I am trying to pull a number from the Morningstar "Cash Flow" page an arbitrary stock ticker using XPath. I have the tested the XPath on the morningstar website by an XPath tester and it returned desired values. However, when I want to use this value in a google sheet, it returns #N/A (Imported content is empty.).
=IMPORTXML("http://financials.morningstar.com/cash-flow/cf.html?t=fb&region=usa&culture=en-US", "//div[#id='data_tts1']/div")
I did a bit of research on this and find out that data in such websites generated dynamically and downloads the content in stages, Therefore, page needs to be loaded first to be able to pull any data out of it!
I'm wondering if there is any solution to this issue?
You help would much be appreciated.
it's empty as it should be because the content you are trying to scrape is of JavaScript origin. Google Sheets does not support imports of JS elements. you can always test this by disabling JS for a given site and only what's left can be scraped:
It might be possible. But you have to prepare a custom sheet to extract the data.
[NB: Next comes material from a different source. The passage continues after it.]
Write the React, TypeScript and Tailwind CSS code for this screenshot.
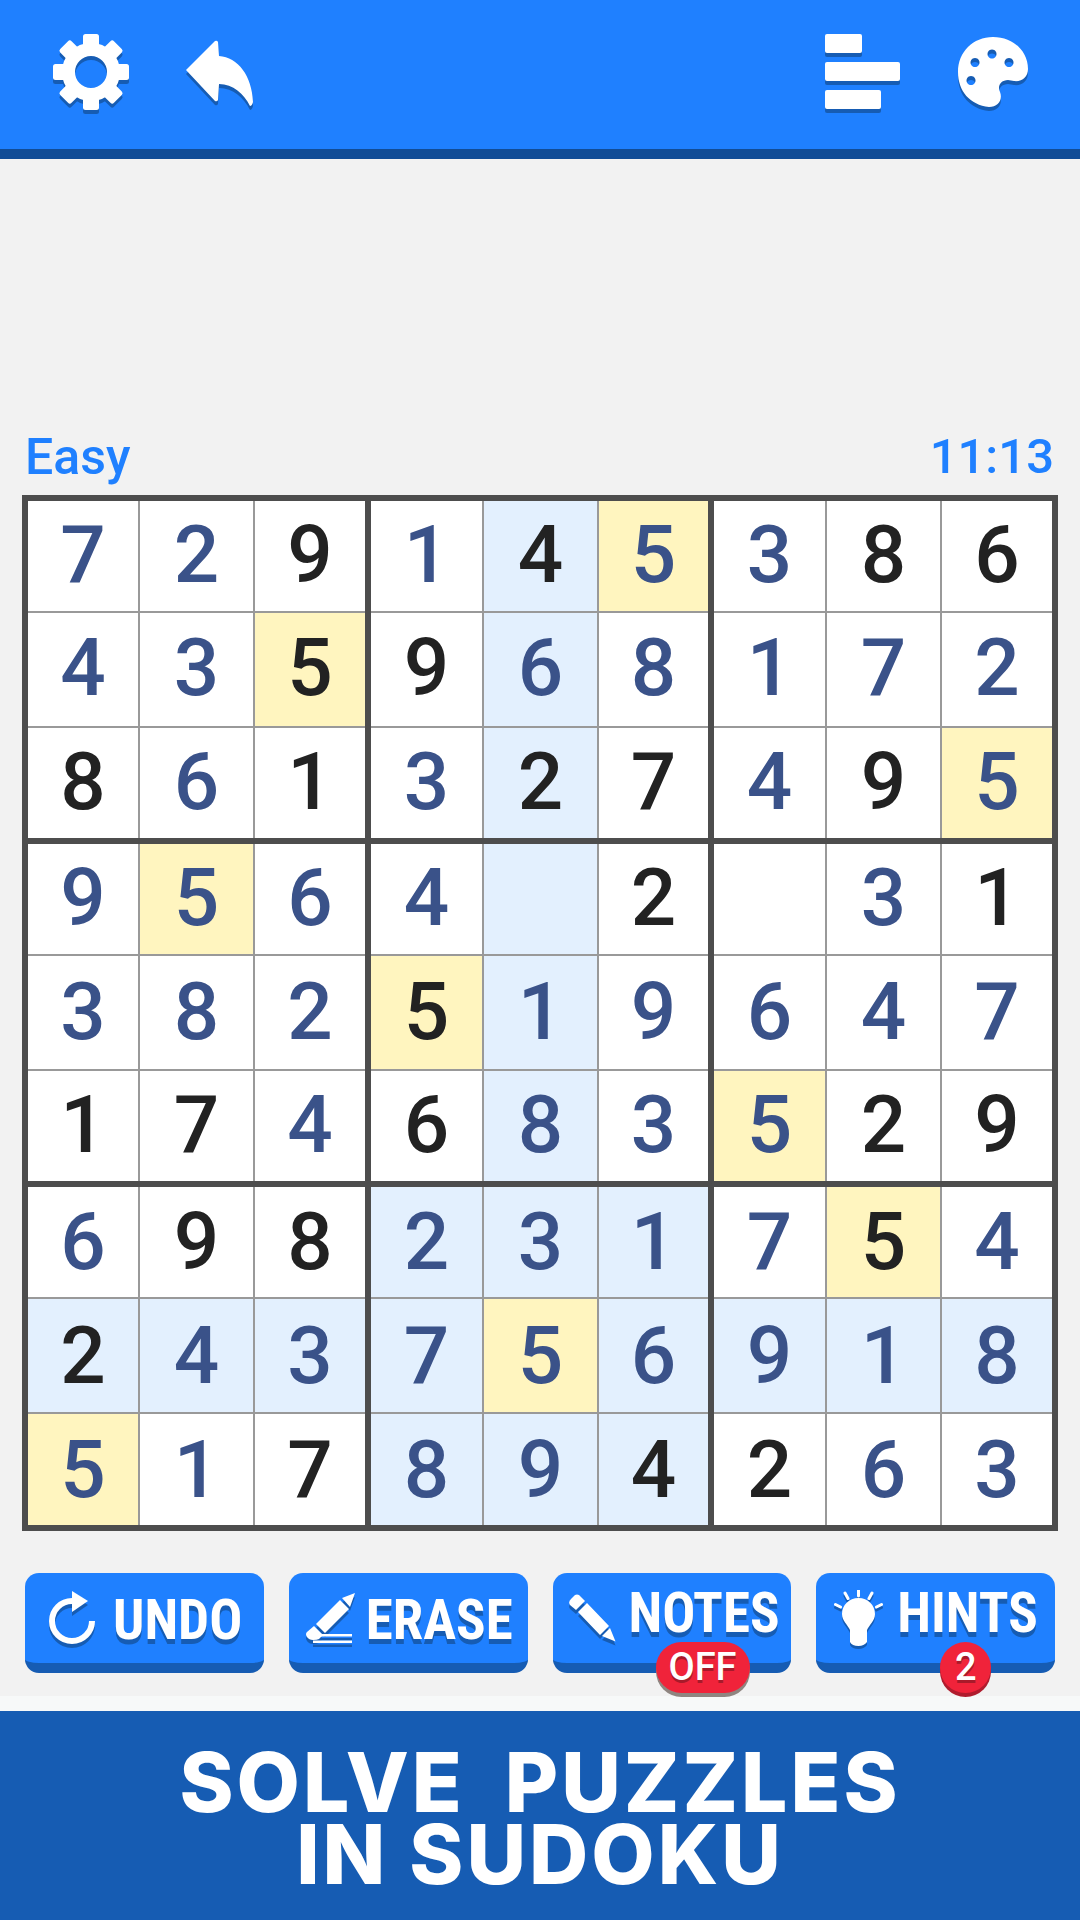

Use IMPORTDATA to parse the .json which contains the data :
http://financials.morningstar.com/ajax/ReportProcess4HtmlAjax.html?&t=XNAS:FB&region=usa&culture=en-US&cur=&reportType=cf&period=12&dataType=A&order=asc&columnYear=5&curYearPart=1st5year&rounding=3&view=raw&r=672024&callback=jsonp1585016592836&_=1585016593002
AFAIK, you couldn't import directly the .csv version (specific headers needed, so curl or other specific tools would be required).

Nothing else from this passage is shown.